Atomic Physics - Xrays and energy

[pat666]

Homework Statement

5 The energy levels of a molybdenum atom are approximately:
K shell ….. – 20.00 KeV
L shell …... – 2.52 KeV
M shell …... – 0.23 KeV

i) Estimate the energy of the K_α, K_$$\beta$$ and L_α x-ray emissions.
ii) What are the wavelengths of these emissions?

Homework Equations

The Attempt at a Solution

I think K_$$\alpha$$ is from L shell to k shell??
so E_K$$\alpha$$=-2.52KeV--20KeV
E=17.48KeV

and the K_$$\beta$$ is from M shell to K shell?
then find the difference again for the energy

I don't know what the L_$$\alpha$$ is but possibly L shell to ground state or M shell to L shell??

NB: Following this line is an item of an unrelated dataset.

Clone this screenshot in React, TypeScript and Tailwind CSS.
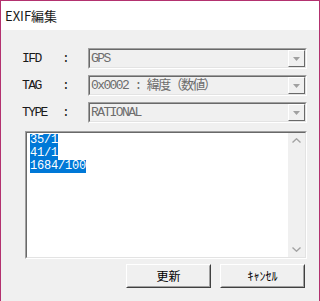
import { useState } from 'react';

const mono = '"Liberation Mono", "Noto Sans CJK JP", monospace';
const jp = '"Noto Sans CJK JP", "Noto Sans", sans-serif';

function Combo({ label, value }: { label: string; value: string }) {
  return (
    <div className="flex items-center h-[21px]">
      <span className="w-[40px] tracking-[-1.6px]">{label}</span>
      <span className="w-[26px] tracking-[-1.6px]">:</span>
      {/* sunken, disabled combobox */}
      <div className="flex-1 h-full border border-t-[#a0a0a0] border-l-[#a0a0a0] border-b-white border-r-white">
        <div className="flex h-full border border-t-[#696969] border-l-[#696969] border-b-[#e3e3e3] border-r-[#e3e3e3] bg-[#f0f0f0]">
          <span className="flex-1 pl-[1px] leading-[17px] text-[#6d6d6d] tracking-[-1.6px] whitespace-nowrap overflow-hidden">
            {value}
          </span>
          <div className="w-[17px] h-full flex items-center justify-center border border-t-white border-l-white border-b-[#696969] border-r-[#696969] bg-[#f0f0f0]">
            <svg width="7" height="4" viewBox="0 0 7 4">
              <path d="M0 0h7L3.5 4z" fill="#a0a0a0" />
            </svg>
          </div>
        </div>
      </div>
    </div>
  );
}

export default function App() {
  const [values] = useState(['35/1', '41/1', '1684/100']);

  return (
    <div className="w-[320px] h-[301px] flex flex-col border-x border-t border-[#b3316f] bg-[#f0f0f0] overflow-hidden">
      {/* Title bar */}
      <div className="h-[29px] bg-white flex items-center pl-[4px] text-[13px] text-[#1a1a1a]" style={{ fontFamily: jp }}>
        EXIF編集
      </div>

      <div className="flex-1 flex flex-col pt-[18px] pl-[21px] pr-[12px] text-[13px] text-[#1a1a1a]" style={{ fontFamily: mono }}>
        <div className="flex flex-col gap-[6px]">
          <Combo label="IFD" value="GPS" />
          <Combo label="TAG" value="0x0002 : 緯度（数値）" />
          <Combo label="TYPE" value="RATIONAL" />
        </div>

        {/* Value edit box */}
        <div className="mt-[8px] ml-[3px] h-[128px] border border-t-[#a0a0a0] border-l-[#a0a0a0] border-b-white border-r-white">
          <div className="flex h-full border border-t-[#696969] border-l-[#696969] border-b-[#e3e3e3] border-r-[#e3e3e3] bg-white">
            <div className="flex-1 flex flex-col items-start pt-[1px] pl-[3px] text-[12px]">
              {values.map((v) => (
                <span key={v} className="h-[13px] leading-[13px] bg-[#0078d7] text-white tracking-[-0.2px]">
                  {v}
                </span>
              ))}
            </div>
            <div className="w-[17px] bg-[#f0f0f0] flex flex-col justify-between items-center py-[5px]">
              <svg width="9" height="5" viewBox="0 0 9 5">
                <path d="M0.5 4.5L4.5 0.8L8.5 4.5" stroke="#a3a3a3" strokeWidth="1.4" fill="none" />
              </svg>
              <svg width="9" height="5" viewBox="0 0 9 5">
                <path d="M0.5 0.5L4.5 4.2L8.5 0.5" stroke="#a3a3a3" strokeWidth="1.4" fill="none" />
              </svg>
            </div>
          </div>
        </div>

        {/* Buttons */}
        <div className="mt-[5px] flex justify-end gap-[9px] pr-[2px]" style={{ fontFamily: jp }}>
          {['更新', 'ｷｬﾝｾﾙ'].map((t) => (
            <button
              key={t}
              className="w-[85px] h-[24px] border border-t-white border-l-white border-b-[#404040] border-r-[#404040] bg-[#f0f0f0] text-[12px] text-black"
            >
              <div className="h-full flex items-center justify-center border border-t-[#f0f0f0] border-l-[#f0f0f0] border-b-[#a0a0a0] border-r-[#a0a0a0]">
                {t}
              </div>
            </button>
          ))}
        </div>
      </div>
    </div>
  );
}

not sure if anything I am doing there is right?

ii)
shouldn't be hard once I have energy's
E=hf so E=hc/$$\lambda$$

not sure if anything I am doing here is right?

Thanks for any help!

 

[ehild]

Read this: http://en.wikipedia.org/wiki/X-ray_fluorescence

ehild

 

[pat666]

Thanks ehild and wiki,
so the Lα transition is from M to L.
I'm a bit confused as to whether or not the element is relevant to any of the calculations, from what I read on wiki it seems related by the amount of energy gained form each transition but since I have those values I shouldn't even need to know that the element is molybdendum?
also I did the wave length calculation for the first transition and it came out to 1.24*10^-9m, this seems about right for an xray? (changed energy from KeV to J)

Thanks

 

[ehild]

The x-ray lines are named by the letter of the final state. The element is not relevant as you were given the level energies. Check the magnitude of the wavelength, I got a different result.

ehild

 

[pat666]

Yeah, I converted 17.48eV instead of 17.48KeV
now I get 7.1*10^-11 m?
seems like a tiny wavelength.
thanks.

 

[ehild]

X rays are of very short wavelength. Read the first sentences of the article. ehild

 

[pat666]

Thanks for helping ehild!